I always thought lawn snobs were other people!

You know the ones I'm talking about. If the lawn hasn't been mown in the past 2 days, it's getting a little too long; weeds never see the light of day and 40L bags of fertiliser are stacked in the shed in case of emergencies. They have edge trimmers, brushcutters, and a selection of mowers that can handle just about anything. And, they have signs on the verge warning you that this is a REGISTERED LAWN and should you fail to heed the warning and step onto their crisp blades of green - you will be prosecuted to the full extent of the law.

In my teen years, I always desired to drive my hotted up XF Falcon across those lawns leaving an indelible stamp of unnaproval on these lawn snobs.
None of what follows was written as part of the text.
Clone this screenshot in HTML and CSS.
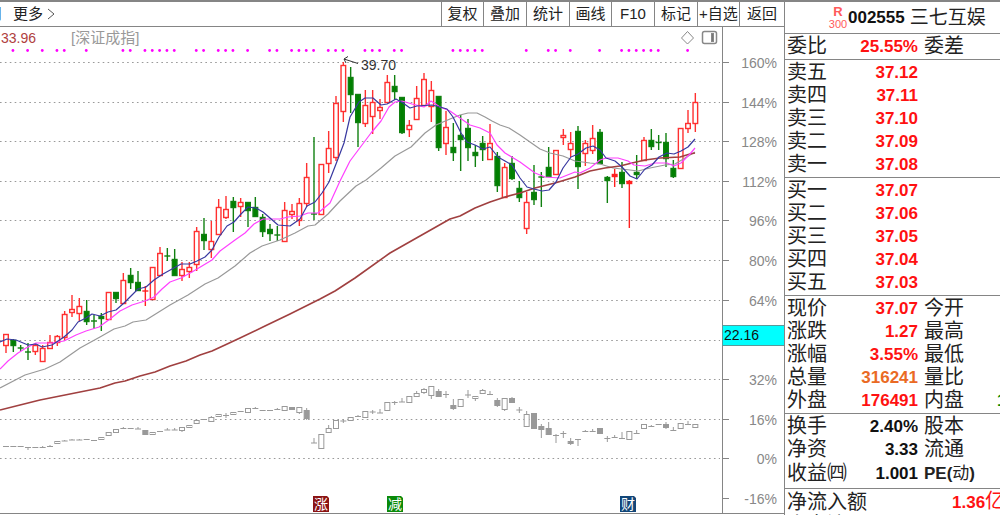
FILE: index.html
```html
<!DOCTYPE html>
<html lang="zh-CN">
<head>
<meta charset="utf-8">
<title>002555 三七互娱</title>
<link rel="stylesheet" href="styles.css">
</head>
<body>
<div class="terminal">
  <main class="left">
    <nav class="toolbar">
      <div class="periods">
        <button class="period">月</button>
        <button class="period">更多
          <svg class="chevron" width="8" height="12" viewBox="0 0 8 12"><path d="M1 1l6 5-6 5" fill="none" stroke="#555"/></svg>
        </button>
      </div>
      <button class="tool tool-narrow">复权</button>
      <button class="tool">叠加</button>
      <button class="tool">统计</button>
      <button class="tool tool-narrow">画线</button>
      <button class="tool">F10</button>
      <button class="tool">标记</button>
      <button class="tool tool-narrow">+自选</button>
      <button class="tool tool-last">返回</button>
    </nav>
    <section class="chart">
      <header class="legend">
        <div class="legend-main">
          <span class="ma">33.96</span>
          <span class="index-name">[深证成指]</span>
          <svg class="legend-icons" width="38" height="16" viewBox="0 0 38 16" fill="none" stroke="#888">
            <path d="M7.500 1.500L13.500 8l-6 6-6-6z"/>
            <rect x="22.500" y="1.500" width="14" height="12" rx="2" stroke-width="1.500"/>
            <rect x="31.500" y="3.500" width="2" height="8" fill="#777"/>
          </svg>
        </div>
      </header>
      <svg id="plot" class="plot" viewBox="0 47 784 466" role="img" aria-label="K线图"></svg>
    </section>
  </main>
  <aside class="quote">
    <h1 class="title">
      <span class="flags"><b>R</b><span>300</span></span>
      <b class="code">002555</b>
      <span class="name">三七互娱</span>
    </h1>
    <table class="data">
      <colgroup><col class="c-label"><col class="c-value"><col class="c-label2"><col></colgroup>
      <tbody>
        <tr><th>委比</th><td class="up">25.55%</td><th class="second">委差</th><td></td></tr>
      </tbody>
      <tbody>
        <tr><th>卖五</th><td class="up">37.12</td><td colspan="2"></td></tr>
        <tr><th>卖四</th><td class="up">37.11</td><td colspan="2"></td></tr>
        <tr><th>卖三</th><td class="up">37.10</td><td colspan="2"></td></tr>
        <tr><th>卖二</th><td class="up">37.09</td><td colspan="2"></td></tr>
        <tr><th>卖一</th><td class="up">37.08</td><td colspan="2"></td></tr>
      </tbody>
      <tbody>
        <tr><th>买一</th><td class="up">37.07</td><td colspan="2"></td></tr>
        <tr><th>买二</th><td class="up">37.06</td><td colspan="2"></td></tr>
        <tr><th>买三</th><td class="up">37.05</td><td colspan="2"></td></tr>
        <tr><th>买四</th><td class="up">37.04</td><td colspan="2"></td></tr>
        <tr><th>买五</th><td class="up">37.03</td><td colspan="2"></td></tr>
      </tbody>
      <tbody>
        <tr><th>现价</th><td class="up">37.07</td><th class="second">今开</th><td></td></tr>
        <tr><th>涨跌</th><td class="up">1.27</td><th class="second">最高</th><td></td></tr>
        <tr><th>涨幅</th><td class="up">3.55%</td><th class="second">最低</th><td></td></tr>
        <tr><th>总量</th><td class="volume">316241</td><th class="second">量比</th><td></td></tr>
        <tr><th>外盘</th><td class="up">176491</td><th class="second">内盘</th><td class="down">1</td></tr>
      </tbody>
      <tbody class="basics">
        <tr><th>换手</th><td>2.40%</td><th class="second">股本</th><td></td></tr>
        <tr><th>净资</th><td>3.33</td><th class="second">流通</th><td></td></tr>
        <tr><th>收益㈣</th><td>1.001</td><th class="second"><b class="pe">PE(</b><span class="pe-kind">动</span><b class="pe">)</b></th><td></td></tr>
      </tbody>
      <tbody>
        <tr><th colspan="2">净流入额</th><td colspan="2" class="up inflow">1.36<span class="unit">亿</span></td></tr>
        <tr><th colspan="2">大宗流入</th><td colspan="2"></td></tr>
      </tbody>
    </table>
  </aside>
</div>
<script src="chart.js"></script>
</body>
</html>
```

FILE: styles.css
```css
* { box-sizing: border-box; }

body {
  margin: 0;
  background: #fff;
  color: #222;
  font-family: "Liberation Sans", "Noto Sans CJK SC", sans-serif;
}

.terminal {
  display: flex;
  height: 100vh;
  overflow: hidden;
  border-top: 2px solid #858585;
}

.left {
  flex: 1;
  min-width: 0;
}

.toolbar {
  display: flex;
  height: 25px;
  border-bottom: 1px solid #858585;
}

.periods {
  display: flex;
  flex: 1;
  gap: 10px;
  margin-left: -12px;
}

.period,
.tool {
  padding: 0;
  border: 0;
  background: none;
  color: #222;
  font: 15px/24px "Liberation Sans", "Noto Sans CJK SC", sans-serif;
  white-space: nowrap;
}

.chevron {
  vertical-align: -1px;
}

.tool {
  width: 43px;
  border-left: 1px solid #858585;
}

.tool-narrow { width: 42px; }
.tool-last { width: 45px; }

.legend {
  height: 20px;
  padding-right: 61px;
}

.legend-main {
  display: flex;
  align-items: center;
  height: 20px;
  padding: 2px 4px 0 1px;
  border-right: 1px solid #858585;
}

.ma {
  width: 70px;
  color: #b04040;
  font-size: 14px;
}

.index-name {
  flex: 1;
  color: #999;
  font-size: 15px;
  line-height: 18px;
}

.plot {
  display: block;
  width: 100%;
  height: auto;
  border-bottom: 1px solid #858585;
}

.grid { stroke: #999; stroke-dasharray: 1.6 3.29; stroke-width: 1.2; }
.axis { stroke: #858585; fill: none; }
.tick-label { fill: #888; font-size: 14px; text-anchor: end; }
.tag { fill: #0ff; stroke: #5a9a9a; }
.tag-label { fill: #111; font-size: 14px; }
.rise { stroke: #ff3030; fill: #fff; stroke-width: 1.4; }
.rise-flat { stroke: #ff2020; fill: #ff2020; stroke-width: 1.4; }
.fall { stroke: #108010; fill: #008000; stroke-width: 1.4; }
.bench { stroke: #999; fill: #fff; }
.bench-solid { stroke: #999; fill: #999; }
.line { fill: none; stroke-width: 1.2; stroke-linejoin: round; }
.line-navy { stroke: #3838a0; }
.line-pink { stroke: #ff40ff; }
.line-grey { stroke: #999; }
.line-brown { stroke: #a04040; stroke-width: 1.6; }
.dot { fill: #f0f; }
.peak { stroke: #333; fill: none; }
.peak-label { fill: #333; font-size: 14px; }
.event-label { fill: #fff; font-size: 14px; text-anchor: middle; }

.quote {
  width: 216px;
  overflow: hidden;
  border-left: 1px solid #858585;
}

.title {
  display: flex;
  align-items: center;
  height: 31px;
  margin: 0;
  padding-left: 43px;
  font-weight: 400;
  white-space: nowrap;
}

.flags {
  display: flex;
  flex-direction: column;
  width: 20px;
  color: #ff5a5a;
  font-size: 11px;
  line-height: 12px;
  text-align: center;
}

.flags b { font-size: 13px; }

.code {
  color: #111;
  font-size: 17px;
}

.name {
  padding-left: 5px;
  font-size: 19px;
  line-height: 30px;
}

.data {
  width: 100%;
  table-layout: fixed;
  border-spacing: 0;
  border-collapse: collapse;
}

.c-label { width: 63px; }
.c-value { width: 70px; }
.c-label2 { width: 79px; }

.data tbody { border-top: 1px solid #858585; }

.data th,
.data td {
  height: 23px;
  padding: 0;
  overflow: hidden;
  line-height: 23px;
  white-space: nowrap;
}

.data tr:first-child > * { padding-top: 1px; }
.data tr:last-child > * { padding-bottom: 1px; }
.data .basics tr:last-child > * { padding-bottom: 3px; }

.data th {
  padding-left: 2px;
  font-size: 20px;
  font-weight: 400;
  text-align: left;
}

.data td {
  color: #111;
  font-size: 17px;
  font-weight: 700;
  text-align: right;
}

.data .second { padding-left: 6px; }
.data .up { color: #f11; }
.data .down { color: #080; text-align: left; }
.data .volume { color: #ea6a24; }

.data .inflow {
  padding-left: 34px;
  text-align: left;
}

.unit {
  font-size: 20px;
  font-weight: 400;
}

.pe { font-size: 17px; }
.pe-kind { font-size: 17px; }
```

FILE: chart.js
```js
const plot = document.getElementById("plot");
const STEP = 22 / 3;
const X0 = 6;
const AXIS_X = 722.5;

function add(tag, attrs, text) {
  const el = document.createElementNS("http://www.w3.org/2000/svg", tag);
  for (const key in attrs) el.setAttribute(key, attrs[key]);
  if (text) el.textContent = text;
  plot.appendChild(el);
}

// Percent scale
[[62, "160%"], [102, "144%"], [141, "128%"], [181, "112%"], [220, "96%"], [260, "80%"],
 [300, "64%"], [340, ""], [379, "32%"], [419, "16%"], [458, "0%"], [498, "-16%"]].forEach(([y, label]) => {
  if (y < 498) add("line", { class: "grid", x1: 0, x2: 720, y1: y + 0.5, y2: y + 0.5 });
  add("line", { class: "axis", x1: AXIS_X, x2: 729, y1: y + 0.5, y2: y + 0.5 });
  add("text", { class: "tick-label", x: 777, y: y + 6 }, label);
});
add("line", { class: "axis", x1: AXIS_X, x2: AXIS_X, y1: 47, y2: 513 });
add("rect", { class: "tag", x: AXIS_X, y: 325.5, width: 62, height: 20 });
add("text", { class: "tag-label", x: 724, y: 340 }, "22.16");

// Signal dots
[1, 3, 5, 7, 8, 11, 16, 17, 19, 20, 21, 22, 23, 26, 27, 29, 30, 31, 33, 36, 37, 39, 40, 41, 42, 44, 45, 46,
 49, 50, 51, 53, 54, 61, 62, 63, 64, 65, 71, 74, 75, 77, 81, 84, 85, 86, 87, 88, 89, 93].forEach(i => {
  add("circle", { class: "dot", cx: X0 + i * STEP - 0.4, cy: 50.5, r: 1.4 });
});

// kind, high, body top, body bottom, low
const candles = `R334,334,345,353 G339,340,345,352 G345,347,348,351 G343,351,352,360 R344,345,351,355
R345,348,361,361 R335,342,348,348 R335,336,342,346 R311,314,337,341 R295,309,312,317 R298,306,313,321
G300,311,321,325 G315,320,321,329 G313,316,318,331 R292,292,319,319 G292,292,298,303 R273,280,303,303
G268,275,282,289 G271,282,290,291 F286,290,291,306 R267,267,299,299 R247,253,275,275 G248,255,256,261
G249,259,275,276 R262,269,275,281 R262,267,271,278 R227,231,264,271 G218,234,240,250 R221,241,249,258
R199,207,234,235 R196,209,217,219 G197,201,207,232 R198,202,206,217 G202,202,210,227 G197,207,216,217
G214,217,231,237 G224,229,233,241 G226,234,235,241 R202,210,241,241 R204,211,214,219 R198,203,220,226
R163,177,203,207 G137,213,214,220 R164,164,214,214 R131,148,163,173 R96,103,157,161 R62,65,111,122
G67,77,94,113 G94,94,122,147 R90,105,123,127 R90,102,116,134 R99,107,110,119 R75,82,102,102
G75,86,91,100 G97,97,132,134 R120,125,129,137 R86,98,119,119 R73,79,105,105 R81,90,106,122
G96,96,147,151 R111,127,143,155 G123,147,152,161 G115,135,139,171 G119,128,147,161 G145,152,155,167
G136,143,149,161 R124,143,159,159 G152,156,185,192 R163,167,197,197 G156,163,178,180 G181,188,197,202
R192,202,228,234 G165,192,199,205 G172,176,177,207 G147,167,176,176 R150,150,174,174 R129,135,137,145
R132,143,149,157 G126,131,166,189 R140,143,153,166 R125,138,150,154 G129,132,163,164 G176,177,180,203
F169,174,176,187 G162,172,183,188 F180,181,183,228 G155,172,174,179 R137,140,160,160 G129,140,146,150
G135,142,142,150 G133,142,158,167 G160,168,176,178 R128,128,168,168 R110,123,128,133 R93,102,123,132`;

const benchmark = `S446,446,446,446 S446,446,446,446 S446,446,446,446 S447,447,447,450 S447,447,447,447
S446,447,447,448 S445,446,446,447 B441,441,443,443 S440,440,441,441 S439,439,440,440 S439,439,440,440
S439,439,439,440 S440,440,440,440 B437,437,439,439 B432,432,435,435 B429,429,432,432 S427,428,428,428
S428,428,428,428 S427,428,429,429 S430,430,434,434 B432,432,434,434 S431,431,431,431 S428,429,430,430
S428,429,430,430 B427,427,430,432 B425,425,427,427 B420,420,423,423 S419,419,419,419 B416,417,421,421
B414,414,416,416 S413,415,415,418 B412,412,414,414 S411,411,411,412 B408,408,412,412 S407,408,408,408
S410,410,410,411 S410,410,410,410 S408,409,409,409 B406,406,410,410 S407,407,409,409 B407,407,412,414
S408,410,418,420 S438,442,443,443 B434,434,448,448 B425,428,432,432 B420,420,428,429 S419,420,421,423
B417,417,420,420 S415,416,416,416 B411,411,417,417 S410,411,412,414 S409,412,413,413 B402,402,410,410
S401,402,402,405 S398,401,402,402 B396,396,402,402 B391,393,396,396 B388,389,392,394 B386,386,395,399
S389,391,396,397 S391,394,394,398 S399,405,408,410 B399,399,406,406 S390,394,395,398 B396,396,398,401
B389,390,393,394 S391,394,394,394 S398,400,405,407 B398,398,409,411 S397,398,402,402 S407,409,410,413
B411,414,426,426 S413,413,428,429 S424,426,429,438 S422,428,434,434 S434,435,435,443 S431,433,433,438
S438,441,443,445 S439,439,439,446 S430,431,431,431 S429,431,431,431 S428,428,433,433 S436,438,438,442
S435,437,437,438 S432,438,438,438 B431,431,439,439 S430,433,433,433 B424,424,428,428 S425,426,426,426
S424,424,424,424 S422,424,427,429 S427,430,430,431 B423,423,428,428 S421,424,424,424 B424,424,427,427`;

const CLASSES = { R: "rise", G: "fall", F: "rise-flat", B: "bench", S: "bench-solid" };

function drawCandles(source, bodyWidth) {
  source.split(/\s+/).forEach((entry, i) => {
    const cls = CLASSES[entry[0]];
    const [high, top, bottom, low] = entry.slice(1).split(",").map(Number);
    const x = X0 + i * STEP;
    if (high < low) add("line", { class: cls, x1: x, x2: x, y1: high, y2: low });
    if (bottom - top < 2) {
      const y = (top + bottom) / 2 + 0.5;
      add("line", { class: cls, x1: x - 3, x2: x + 3, y1: y, y2: y });
    } else {
      add("rect", { class: cls, x: x - bodyWidth / 2, y: top + 0.5, width: bodyWidth, height: bottom - top });
    }
  });
}

drawCandles(benchmark, 5);
drawCandles(candles, 4.6);

// Moving averages
const averages = {
  grey: "0,388 25,375 45,369 60,362 80,348 100,337 114,329 125,326 133,322 146,320 154,315 170,305 188,295 205,284 218,278 235,266 250,253 262,246 280,240 295,233 308,226 315,225 328,214 340,201 356,186 366,180 381,168 395,156 411,147 425,133 436,125 450,119 460,115 468,113 477,113 485,117 492,121 500,125 509,128 520,135 530,142 540,149 550,153 563,156 575,161 590,163 600,164 613,168 630,170 638,171 650,168 665,165 675,164 685,158 695,152",
  brown: "0,410 20,405 40,400 60,396 80,392 100,388 115,383 125,381 140,376 155,372 170,366 186,361 200,355 212,351 225,345 240,338 265,326 290,314 320,299 335,291 355,278 390,253 420,236 450,219 460,216 475,208 490,202 505,197 520,193 535,188 555,183 575,177 590,171 605,168 620,166 632,163 645,160 660,158 680,157 690,154 695,153",
  pink: "0,369 8,361 18,353 26,348 36,343 52,343 64,341 76,335 86,331 99,327 110,319 120,311 132,305 145,301 154,297 162,289 170,282 181,278 192,272 202,266 212,260 220,251 235,240 245,233 254,224 263,219 280,219 288,217 300,216 308,213 318,213 330,203 340,181 350,161 365,141 371,133 381,121 389,107 395,102 402,101 412,104 424,107 431,101 440,107 450,111 460,118 470,125 480,128 490,133 497,145 505,153 520,162 535,173 545,177 560,178 575,172 580,173 590,168 600,160 606,158 618,158 628,161 634,165 645,166 655,163 667,163 674,166 681,163 690,154 695,148",
  navy: "0,342 7,339 16,340 28,345 36,344 42,347 52,345 64,337 72,330 78,322 86,318 92,314 100,316 108,312 116,310 124,303 132,295 138,289 146,287 154,280 163,274 172,269 181,264 190,264 197,261 205,257 212,250 219,237 227,226 234,222 241,214 248,207 256,208 263,212 270,218 278,225 290,226 300,219 307,206 315,202 322,193 329,182 336,164 344,143 350,117 359,102 365,98 373,98 381,105 387,104 396,99 403,103 410,108 417,106 432,105 440,107 447,109 453,117 461,133 467,142 475,145 483,149 490,147 498,157 505,161 512,165 520,178 527,187 534,189 542,191 549,190 556,182 563,168 571,157 578,154 586,148 593,146 600,150 606,158 615,161 622,167 630,176 637,179 645,169 652,165 659,157 667,153 674,154 681,151 688,147 695,139"
};
for (const name in averages) add("polyline", { class: "line line-" + name, points: averages[name] });

// Peak price
add("path", { class: "peak", d: "M358 63.500L344 59M348 56.500L344 59L346 63" });
add("text", { class: "peak-label", x: 361, y: 70 }, "39.70");

// Event markers
[[313, "涨", "#8b1414"], [387, "减", "#0a8a0a"], [620, "财", "#124678"]].forEach(([x, label, color]) => {
  add("path", { d: `M${x} 496h14l2 2v14h-16z`, fill: color });
  add("text", { class: "event-label", x: x + 8, y: 509 }, label);
});
```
Today, it's different. I'm actually facing the realisation that I'm one of those hated snobs. No. I don't have signs on the verge and I can wait a week before I feel compelled to bring the mower out. The problem is just that - I can't bring my mower out because the engine died just before Christmas and it's at the repair shop.

I had to HIRE a mower!! Yuk! It would be the same as having to wear someone else's undies. There are things you just don't do.

To make matters worse - it was a rotary mower. My poor blades of Sir Walter. It took massive chunks out of my grass taking great delight in ruining the lawn I've been tendering for the past 12 months. Did I mention I HATE rotary mowers? I have a new philosophy on life - if you don't have a reel mower, use pea gravel.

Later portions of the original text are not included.